В славянских землях и сельская округа, и города в целом де­лились по принципу десятеричной системы, выстраиваясь «снизу вверх». Князь Владимир в свою гридницу от города допу­скал только десятских и сотских. Сколько их могло быть в городе, где параллельно существовала и кровнородственная община с иным принципом комплектования? Десятских избирали «му­жи» – владельцы «дворов», которые у славян тоже отличались от тех, что представлены в летописи, да и в раскопках тоже. Кровнородственная община предполагала большое жилище, способное вместить несколько десятков человек с несколькими очагами (отсюда дань «от дыма»). Славяне, согласно той же ле­тописи, «имяху по две и три жены». Археологические материа­лы показывают, как это выглядело: отмечаются своеобразные гнезда полуземлянок в 2 – 4, расположенные рядом. Это и есть иллюстрация к летописному сообщению. В результате десят­ский языческой поры (да и после принятия христианства) пред­ставлял 10 «мужей», но несколько десятков семей.
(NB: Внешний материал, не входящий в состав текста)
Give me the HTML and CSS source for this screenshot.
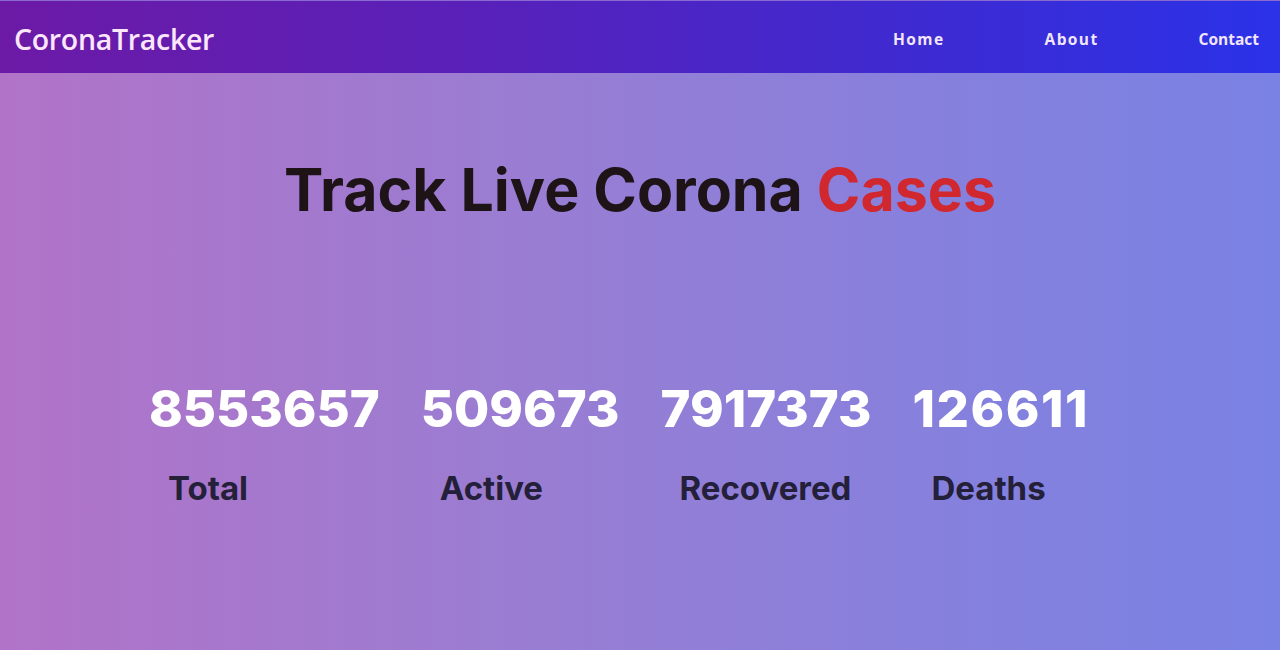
FILE: index.html
```html
<!DOCTYPE html>
<html lang="en">
<head>
<meta charset="utf-8">
<title>CoronaTracker</title>
<link rel="stylesheet" href="styles.css">
</head>
<body>
<header class="navbar">
  <div class="logo">CoronaTracker</div>
  <nav class="nav-links">
    <a class="nav-link spaced" href="#">Home</a>
    <a class="nav-link spaced" href="#">About</a>
    <a class="nav-link" href="#">Contact</a>
  </nav>
</header>
<main class="hero">
  <h1 class="title">Track Live Corona <span class="accent">Cases</span></h1>
  <section class="stats">
    <div class="stat">
      <div class="stat-num">8553657</div>
      <div class="stat-label">Total</div>
    </div>
    <div class="stat">
      <div class="stat-num">509673</div>
      <div class="stat-label">Active</div>
    </div>
    <div class="stat">
      <div class="stat-num">7917373</div>
      <div class="stat-label">Recovered</div>
    </div>
    <div class="stat">
      <div class="stat-num deaths-num">126611</div>
      <div class="stat-label">Deaths</div>
    </div>
  </section>
</main>
</body>
</html>
```
FILE: styles.css
```css
* { box-sizing: border-box; }
html, body { margin: 0; padding: 0; }
body {
  width: 1280px;
  height: 650px;
  overflow: hidden;
  font-family: Inter, "Liberation Sans", sans-serif;
  background: linear-gradient(90deg, #b173c8 0%, #9a7dd2 40%, #8880dc 70%, #7a82e3 100%);
}
.navbar {
  height: 73px;
  display: flex;
  align-items: center;
  justify-content: space-between;
  padding: 3px 21px 0 14px;
  background: linear-gradient(90deg, #6c1aa6 0%, #5a20b8 35%, #3f2ad0 70%, #2b32e8 100%);
  border-top: 1px solid #8a6ad0;
}
.logo {
  font-family: "Open Sans", sans-serif;
  font-weight: 600;
  font-size: 28.5px;
  color: #fbe6fa;
  letter-spacing: -0.3px;
}
.nav-links {
  display: flex;
  align-items: center;
  gap: 100px;
}
.nav-link {
  color: #f3e6fb;
  text-decoration: none;
  font-family: "Open Sans", sans-serif;
  font-weight: 700;
  font-size: 15.5px;
}
.nav-link.spaced { letter-spacing: 1.4px; }
.hero {
  display: flex;
  flex-direction: column;
  align-items: center;
}
.title {
  margin: 81px 0 0;
  font-size: 59px;
  font-weight: 700;
  color: #1e1418;
  letter-spacing: 0;
}
.accent { color: #d0282e; }
.stats {
  display: flex;
  margin-top: 158px;
  padding-right: 42px;
}
.stat {
  margin-left: 41px;
  display: flex;
  flex-direction: column;
}
.stat:first-child { margin-left: 0; }
.stat-num {
  font-size: 51px;
  font-weight: 800;
  color: #ffffff;
  line-height: 1;
  letter-spacing: 0;
}
.deaths-num { letter-spacing: 1.5px; }
.stat-label {
  margin-top: 38px;
  padding-left: 19px;
  font-size: 33px;
  font-weight: 700;
  color: #24203a;
  line-height: 1;
}
```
Археологи отмечают на территории Киева IХ – X в. несколь­ко городищ, лишь впоследствии слившихся в единый город (от­сюда, видимо, легенда о трех братьях – Кие, Щеке и Хориве). Эти городища и могли представлять разноплановые общины.При этом община славянского типа была довольно малочисленна. Вовсяком случае, «тысяцких» в Киеве не было не только во време­на Владимира, но и в XI столетии. Да и «сотские» отмечаются единицами. В Новгороде же татарская перепись 1257 г. отмеча­ет именно «десятников», «сотников», «тысящников», а от зе­мель еще и «темников».

О вечевых собраниях в Новгороде сведений в летописях мно­го. Нередко собирались противоположные собрания на Софий­ской и Торговой стороне, и на Волховском мосту происходили кулачные бои. Были и «кончанские» вечевые собрания. О вечевых собраниях в Киеве гораздо меньше сведений.
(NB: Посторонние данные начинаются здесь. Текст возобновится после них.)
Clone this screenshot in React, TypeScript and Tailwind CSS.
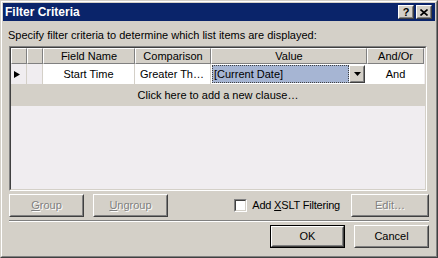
import React from "react";

const raised =
  "border border-t-white border-l-white border-r-[#404040] border-b-[#404040]";
const raisedInner =
  "border border-t-[#d4d0c8] border-l-[#d4d0c8] border-r-[#808080] border-b-[#808080]";

function Button({
  children,
  disabled,
  isDefault,
  className = "",
}: {
  children: React.ReactNode;
  disabled?: boolean;
  isDefault?: boolean;
  className?: string;
}) {
  const body = (
    <div className={`h-full w-full ${raised}`}>
      <div className={`flex h-full w-full items-center justify-center ${raisedInner}`}>
        <span
          className={
            disabled
              ? "text-[#808080] [text-shadow:1px_1px_0_#ffffff]"
              : "text-black"
          }
        >
          {children}
        </span>
      </div>
    </div>
  );
  if (isDefault) {
    return <div className={`border border-black ${className}`}>{body}</div>;
  }
  return <div className={className}>{body}</div>;
}

function HeaderCell({ w, label }: { w: string; label?: string }) {
  return (
    <div
      className={`${w} h-full shrink-0 border border-t-white border-l-white border-r-[#808080] border-b-[#808080] bg-[#d4d0c8] flex items-center justify-center`}
    >
      {label}
    </div>
  );
}

function TitleButton({ children }: { children: React.ReactNode }) {
  return (
    <div className={`h-[14px] w-[16px] bg-[#d4d0c8] ${raised}`}>
      <div className={`flex h-full w-full items-center justify-center ${raisedInner}`}>
        {children}
      </div>
    </div>
  );
}

export default function App() {
  return (
    <div
      className="w-[438px] h-[258px] bg-[#d4d0c8] text-[11px] leading-[13px] text-black border border-t-[#d4d0c8] border-l-[#d4d0c8] border-r-[#404040] border-b-[#404040]"
      style={{ fontFamily: '"Liberation Sans", Arial, sans-serif' }}
    >
      <div className="h-full w-full border border-t-white border-l-white border-r-[#808080] border-b-[#808080] p-px flex flex-col">
        {/* title bar */}
        <div className="h-[18px] shrink-0 bg-[#0a246a] flex items-center pl-[2px] pr-[3px]">
          <span className="font-bold text-white text-[12px]">Filter Criteria</span>
          <div className="ml-auto flex gap-[2px]">
            <TitleButton>
              <span className="font-bold text-[11px] leading-none text-black">?</span>
            </TitleButton>
            <TitleButton>
              <svg width="8" height="7" viewBox="0 0 8 7">
                <path d="M0.5 0.5 L7.5 6.5 M7.5 0.5 L0.5 6.5" stroke="black" strokeWidth="1.6" />
              </svg>
            </TitleButton>
          </div>
        </div>

        <div className="flex flex-col px-[6px]">
          <div className="mt-[8px] -ml-px">
            Specify filter criteria to determine which list items are displayed:
          </div>

          {/* grid */}
          <div className="mt-[4px] w-[418px] h-[145px] border border-t-[#808080] border-l-[#808080] border-r-white border-b-white">
            <div className="h-full w-full border border-t-[#404040] border-l-[#404040] border-r-[#d4d0c8] border-b-[#d4d0c8] bg-[#f0edf0] flex flex-col">
              <div className="flex h-[16px] shrink-0">
                <HeaderCell w="w-[16px]" />
                <HeaderCell w="w-[16px]" />
                <HeaderCell w="w-[92px]" label="Field Name" />
                <HeaderCell w="w-[76px]" label="Comparison" />
                <HeaderCell w="w-[156px]" label="Value" />
                <HeaderCell w="w-[57px]" label="And/Or" />
              </div>
              <div className="flex h-[21px] shrink-0 border-b border-[#d4d0c8]">
                <div className="w-[16px] shrink-0 flex items-center pl-[3px] border-r border-[#d4d0c8]">
                  <svg width="6" height="7" viewBox="0 0 6 7">
                    <polygon points="0,0 6,3.5 0,7" fill="black" />
                  </svg>
                </div>
                <div className="w-[16px] shrink-0 border-r border-[#d4d0c8]" />
                <div className="w-[92px] shrink-0 bg-white flex items-center justify-center border-r border-[#d4d0c8]">
                  Start Time
                </div>
                <div className="w-[76px] shrink-0 bg-white flex items-center pl-[5px] border-r border-[#d4d0c8]">
                  Greater Th…
                </div>
                <div className="w-[156px] shrink-0 bg-white flex items-center p-px pr-[2px]">
                  <div className="flex-1 h-full bg-[#a6b5d3] border border-dotted border-[#404040] flex items-center pl-px">
                    [Current Date]
                  </div>
                  <div className={`w-[16px] h-full shrink-0 bg-[#d4d0c8] ${raised}`}>
                    <div className={`flex h-full w-full items-center justify-center ${raisedInner}`}>
                      <svg width="7" height="4" viewBox="0 0 7 4">
                        <polygon points="0,0 7,0 3.5,4" fill="black" />
                      </svg>
                    </div>
                  </div>
                </div>
                <div className="w-[57px] shrink-0 bg-white flex items-center justify-center">
                  And
                </div>
              </div>
              <div className="h-[21px] shrink-0 w-[414px] bg-[#d4d0c8] flex items-center justify-center">
                Click here to add a new clause…
              </div>
            </div>
          </div>

          {/* group row */}
          <div className="mt-[3px] flex h-[23px] items-stretch">
            <Button disabled className="w-[75px]">
              <u>G</u>roup
            </Button>
            <Button disabled className="ml-[9px] w-[75px]">
              <u>U</u>ngroup
            </Button>
            <div className="ml-auto flex items-center">
              <div className="h-[13px] w-[13px] border border-t-[#808080] border-l-[#808080] border-r-white border-b-white">
                <div className="h-full w-full bg-white border border-t-[#404040] border-l-[#404040] border-r-[#d4d0c8] border-b-[#d4d0c8]" />
              </div>
              <span className="ml-[5px] tracking-[-0.2px]">
                Add <u>X</u>SLT Filtering
              </span>
            </div>
            <Button disabled className="ml-[11px] w-[78px]">
              Edit…
            </Button>
          </div>

          <div className="mt-[3px] h-[2px] border-t border-t-[#808080] border-b border-b-white" />

          <div className="mt-[3px] flex h-[23px] justify-end gap-[9px]">
            <Button isDefault className="w-[75px]">
              OK
            </Button>
            <Button className="w-[75px]">Cancel</Button>
          </div>
        </div>
      </div>
    </div>
  );
}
Собрание 968 г., когда в отсутствии князя (Святослав Игоре­вич в это время воевал в Болгарии Дунайской) «кыяне» собра­лись по тревоге перед угрозой печенежского нападения, лето­пись не называет «вечем», хотя именно тогда «кыяне» проявили политическую волю – направили Святославу резкое требова­ние вернуться в Киев и защищать свою землю.
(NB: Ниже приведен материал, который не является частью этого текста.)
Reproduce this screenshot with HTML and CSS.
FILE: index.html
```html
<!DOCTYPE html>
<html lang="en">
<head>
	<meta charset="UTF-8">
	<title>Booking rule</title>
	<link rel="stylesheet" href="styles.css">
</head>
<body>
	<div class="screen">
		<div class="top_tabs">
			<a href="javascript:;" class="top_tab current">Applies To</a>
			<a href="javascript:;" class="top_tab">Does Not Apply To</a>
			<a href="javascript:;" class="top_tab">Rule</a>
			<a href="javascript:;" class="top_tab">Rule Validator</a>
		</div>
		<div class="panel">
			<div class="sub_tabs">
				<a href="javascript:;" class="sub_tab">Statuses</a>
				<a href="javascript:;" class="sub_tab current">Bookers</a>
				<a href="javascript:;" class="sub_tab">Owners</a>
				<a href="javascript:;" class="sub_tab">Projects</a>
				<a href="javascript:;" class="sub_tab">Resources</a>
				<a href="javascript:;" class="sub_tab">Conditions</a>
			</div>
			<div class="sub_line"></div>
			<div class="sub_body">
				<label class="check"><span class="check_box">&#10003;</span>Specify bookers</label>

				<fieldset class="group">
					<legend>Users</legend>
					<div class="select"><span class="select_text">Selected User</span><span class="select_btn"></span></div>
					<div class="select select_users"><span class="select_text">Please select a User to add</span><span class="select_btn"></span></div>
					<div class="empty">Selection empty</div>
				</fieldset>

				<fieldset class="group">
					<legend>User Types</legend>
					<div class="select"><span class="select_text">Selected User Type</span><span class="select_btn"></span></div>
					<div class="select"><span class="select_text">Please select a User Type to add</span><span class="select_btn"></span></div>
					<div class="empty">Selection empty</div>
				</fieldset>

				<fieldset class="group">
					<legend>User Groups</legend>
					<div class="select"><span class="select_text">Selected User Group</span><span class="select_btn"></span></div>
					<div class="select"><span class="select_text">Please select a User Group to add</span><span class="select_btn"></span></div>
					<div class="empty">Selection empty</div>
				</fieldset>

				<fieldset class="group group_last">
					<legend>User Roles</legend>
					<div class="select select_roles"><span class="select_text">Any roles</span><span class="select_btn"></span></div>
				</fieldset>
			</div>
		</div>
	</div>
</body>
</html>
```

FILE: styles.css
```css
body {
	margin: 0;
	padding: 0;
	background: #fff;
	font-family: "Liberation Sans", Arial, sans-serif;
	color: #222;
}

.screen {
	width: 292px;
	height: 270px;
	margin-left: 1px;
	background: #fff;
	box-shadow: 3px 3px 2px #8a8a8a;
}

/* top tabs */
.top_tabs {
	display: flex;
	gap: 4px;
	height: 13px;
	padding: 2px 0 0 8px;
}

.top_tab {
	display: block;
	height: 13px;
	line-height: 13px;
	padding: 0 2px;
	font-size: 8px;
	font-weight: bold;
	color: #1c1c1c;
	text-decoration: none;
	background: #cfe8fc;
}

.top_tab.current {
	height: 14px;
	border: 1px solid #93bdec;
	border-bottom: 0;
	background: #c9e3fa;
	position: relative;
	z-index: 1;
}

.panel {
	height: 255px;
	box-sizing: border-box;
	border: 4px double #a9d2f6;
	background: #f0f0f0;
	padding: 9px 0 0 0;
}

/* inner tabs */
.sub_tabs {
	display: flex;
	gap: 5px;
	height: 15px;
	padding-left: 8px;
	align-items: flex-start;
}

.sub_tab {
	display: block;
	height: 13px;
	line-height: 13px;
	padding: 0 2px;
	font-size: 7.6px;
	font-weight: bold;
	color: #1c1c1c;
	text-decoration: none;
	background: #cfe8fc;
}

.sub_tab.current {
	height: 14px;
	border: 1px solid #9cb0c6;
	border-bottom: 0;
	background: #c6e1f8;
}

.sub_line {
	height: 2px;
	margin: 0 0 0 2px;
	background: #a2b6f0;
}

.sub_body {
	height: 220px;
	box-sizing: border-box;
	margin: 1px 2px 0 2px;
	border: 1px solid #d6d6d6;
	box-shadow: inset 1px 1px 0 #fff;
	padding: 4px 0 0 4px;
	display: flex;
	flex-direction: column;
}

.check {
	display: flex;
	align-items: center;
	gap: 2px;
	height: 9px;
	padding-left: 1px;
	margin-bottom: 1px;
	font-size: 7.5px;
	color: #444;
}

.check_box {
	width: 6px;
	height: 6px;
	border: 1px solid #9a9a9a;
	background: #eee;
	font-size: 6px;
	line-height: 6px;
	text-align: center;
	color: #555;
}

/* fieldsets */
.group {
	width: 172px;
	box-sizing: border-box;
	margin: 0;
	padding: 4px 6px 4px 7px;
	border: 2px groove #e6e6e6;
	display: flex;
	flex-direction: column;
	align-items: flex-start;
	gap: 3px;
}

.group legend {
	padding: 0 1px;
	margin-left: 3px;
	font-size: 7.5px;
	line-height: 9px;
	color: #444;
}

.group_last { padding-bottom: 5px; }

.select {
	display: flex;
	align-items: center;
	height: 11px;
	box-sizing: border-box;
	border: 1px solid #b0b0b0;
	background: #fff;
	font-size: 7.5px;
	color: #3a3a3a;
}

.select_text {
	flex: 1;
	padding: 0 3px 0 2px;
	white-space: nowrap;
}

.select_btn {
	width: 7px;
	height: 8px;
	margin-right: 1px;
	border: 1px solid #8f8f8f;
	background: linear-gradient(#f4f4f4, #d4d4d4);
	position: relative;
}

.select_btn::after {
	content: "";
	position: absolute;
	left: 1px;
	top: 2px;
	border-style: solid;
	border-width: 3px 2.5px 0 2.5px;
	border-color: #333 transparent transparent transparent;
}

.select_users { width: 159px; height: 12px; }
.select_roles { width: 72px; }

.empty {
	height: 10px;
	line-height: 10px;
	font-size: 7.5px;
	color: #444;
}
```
В 1015 г.начались усобицы между сыновьями умершего Вла­димира Святославича. Как показывает Н.Н. Ильин в прекрас­ном анализе летописной статьи 6523 (1015) г., симпатии «киян» были на стороне Святополка и, видимо, в какой-то степени Бо­риса, а вот Ярослава Владимировича они явно не жаловали. О Святополке с большой симпатией говорил Титмар Мерзебургский. Убедительно предположение, что именно Святополка в 1009 г. отправил в заложники к печенегам Владимир. И, види­мо, не случайно, согласно уже русским источникам, после по­ражения от Ярослава Святополк бежит «в Печенеги».

Владимир не любил Святополка, о чем также говорят разные источники. В 1013 г. он заточил Святополка, его жену – дочь Болеслава, а также Рейнберна – епископа колобжегского, при­ближенного к Святополку. Заточение продолжалось вплоть до кончины Владимира, а после кончины Владимира Святополк был немедленно освобожден и провозглашен князем явно по желанию самих киевлян. И не случайно, что дружина, с которой Борис защищал южные рубежи от печенегов, немедленно при­знала киевским князем Святополка.

«Кияне» отказались в 1024 г. от Мстислава, одержавшего по­беду над Ярославом. Но появление в Киеве полоцкого князя Брячислава также не случайно: «кияне» по-прежнему не прини­мали Ярослава и предпочли ему внука Владимира. И хотя Брячислав покинул Киев, уступая его Ярославу, Ярослав вплоть до смерти Мстислава в 1036 г. избегал появления в Киеве.

Следующее сообщение о вече в Киеве относится лишь к 1068 г.,и вновь оно связано с конфликтом горожан и князя. Изяслав Ярославич и его братья потерпели поражение от полов­цев. Киевляне требовали оружия и коней, дабы сражаться с по­ловцами, князь же с дружиной закрылся во дворе «на сенех с дружиною своею». В итоге князь был изгнан, а Всеслав Полоц­кий освобожден из заточения и провозглашен князем. Менее чем через год, когда Всеслав бежал от киевлян, снова киевляне собирались на вече, дабы заручиться помощью Святослава и Всеволода Ярославичей против Изяслава, шедшего с польским войском на Киев.

И наконец, в 1113 г.Владимира Мономаха призывает в Киев на княжение опять же киевское вече. Владимиру Мономаху уда­лось достичь заметных успехов именно потому, что он стремил­ся поддерживать реальные контакты с традиционным город­ским самоуправлением и вообще с «Землей». После смерти Вла­димира, в XII в. эти принципы взаимоотношения князей с вече­вым самоуправлением будут осуществляться в разных землях-княжествах. Такие взаимоотношения «Земли» и «Власти» значи­тельно усилят княжества, что послужит одной из причин воз­никновения феодальной раздробленности. И как заметил А.Н. Насонов, переход к феодальной раздробленности не озна­чал распада государства: наоборот, это его укрепляло.